OK - well, $\ln(p) =\ln( \lambda) - \ln(n)$, and $\ln(1-p) = \ln(n-\lambda) - \ln (n)$. Let’s sub those in:

$LHS = \ln \left( ^n C_r \right) + r\ln (\lambda) - r\ln(n) + (n-r) \ln(n-\lambda) - (n-r)\ln(n)$

$ = \ln \left( ^n C_r \right) + r \ln(\lambda) + (n-r) \ln(n-\lambda) - n \ln (n)$, as the $r\ln(n)$ terms vanish.

The good news…

… is that we have the $r \ln(n)$ term. The bad news is, we have a lot more besides.

Time to bust out Stirling

Stirling’s approximation is a neat way to estimate factorials for large numbers: $\ln(z!) \simeq \frac 12 \ln(2\pi) + \left(z + \frac 12\right) \ln(z) - z$. It leads to a rather messy expression for $\ln\left(^nC_r\right) \simeq \left(n+\frac12\right) \ln (n) - \left(n -r + \frac 12\right) \ln(n-r) - r - \ln (r!)$.

You see why I cried a bit? Notice, too, that $r$ isn’t necessarily very big, so I haven’t Stirlinged it. (I’ve also got one eye on the final answer: I want an $r!$ in the there!)

Limiting assumptions

I can make it nicer, though - I know, because it’s going to infinity, that $n$ is much bigger than $\frac 12$. $n - r$ is also much bigger than $\frac12$, so I’m going to kick out some halves.
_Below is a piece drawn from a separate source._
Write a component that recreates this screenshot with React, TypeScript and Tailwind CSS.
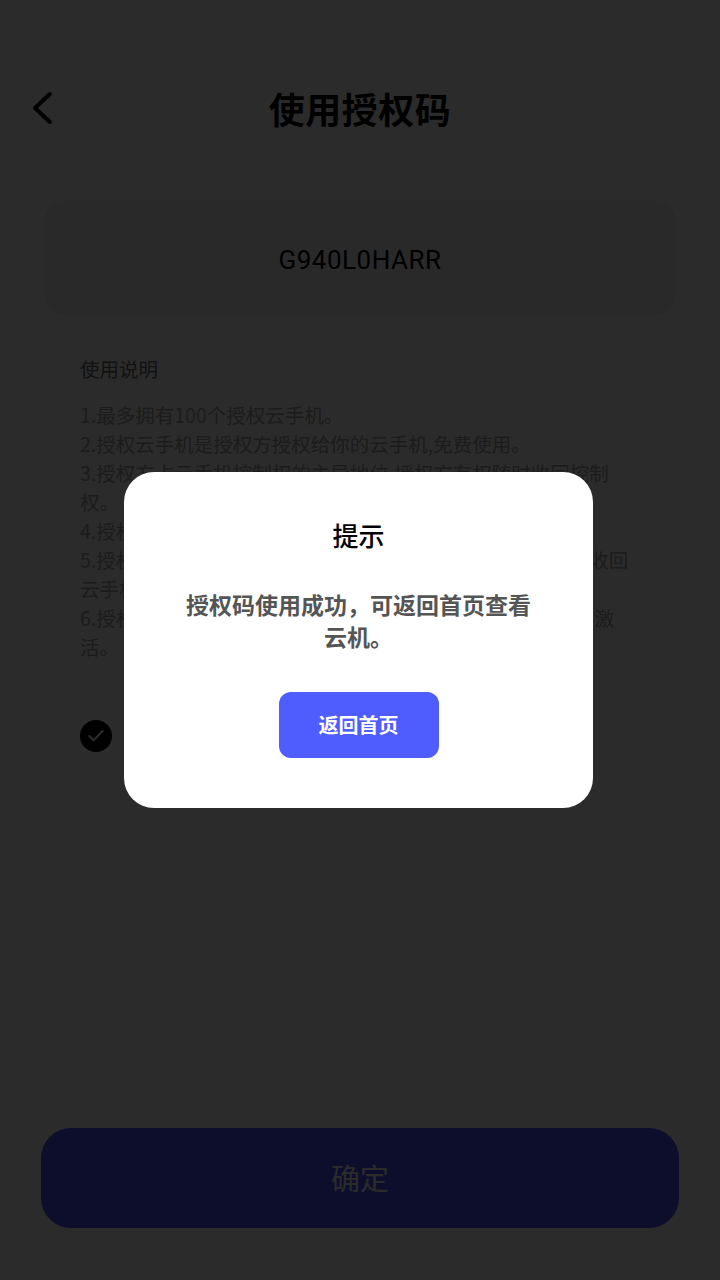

$\ln\left(^nC_r\right) \simeq n\ln (n) - (n -r ) \ln(n-r) - r - \ln(r!)$.

Back to what we had:

$LHS = \ln \left( ^n C_r \right) + r \ln(\lambda) + (n-r) \ln(n-\lambda) - n \ln (n)$ $ = n\ln (n) - (n -r ) \ln(n-r) - r - \ln(r!) + r \ln(\lambda) + (n-r)\ln(n-\lambda) - n\ln(n)$ - aha! the $n\ln(n)$s vanish. $ = - (n -r ) \ln(n-r) - r - \ln(r!) + r \ln(\lambda) + (n-r)\ln(n-\lambda) $ - now let’s combine the things with $(n-r)$ at the front:

$ = (n-r) \left[ \ln(n-\lambda) - \ln(n-r) \right] - r - \ln(r!) + r\ln(\lambda)$. All we need now is to show that the first two terms converge towards $-\lambda$ and we have the RHS.

Another approximation

For smallish $z$, $\ln(1 + z) \simeq z$. Unfortunately, we don’t have $\ln(1 + x)$, we have $\ln(n + \text{stuff})$. However, we can factor that out (and get the nice bonus that the $\ln(n)$s we produce vanish, too. That first term is equivalent to:

$(n-r) \left[ \ln\left(1-\frac{\lambda}{n}\right) - \ln\left(1-\frac{r}{n}\right) \right]$

For large $n$, that tends to:

$(n-r) \left[ - \frac{\lambda}{n} + \frac{r}{n} \right] = \frac{(\lambda-r)(r-n)}{n}$

Back to where we were:

$LHS = (n-r) \left[ \ln(n-\lambda) - \ln(n-r) \right] - r - \ln(r!) + r\ln(\lambda)$ $ = \frac{(\lambda-r)(r-n)}{n} - r - \ln(r!) + r\ln(\lambda)$

Now, I’m going to move the rogue $r$ into the fraction and expand the bracket:

$ = \frac{(\lambda r - n \lambda - r^2 + rn) - rn}{n} - \ln(r!) + r\ln(\lambda)$

Oh, goody, the $rn$s vanish:

$ = \frac{\lambda r - n \lambda - r^2}{n} - \ln(r!) + r\ln(\lambda)$ $ = \frac{\lambda r}{n} - \lambda - \frac{r^2}{n} - \ln(r!) + r\ln(\lambda)$

As $n \rightarrow \infty$, the two fractional terms go to zero, leaving us with:

$= - \lambda - \ln(r!) + r\ln(\lambda) = RHS$, and a well-deserved $\blacksquare$.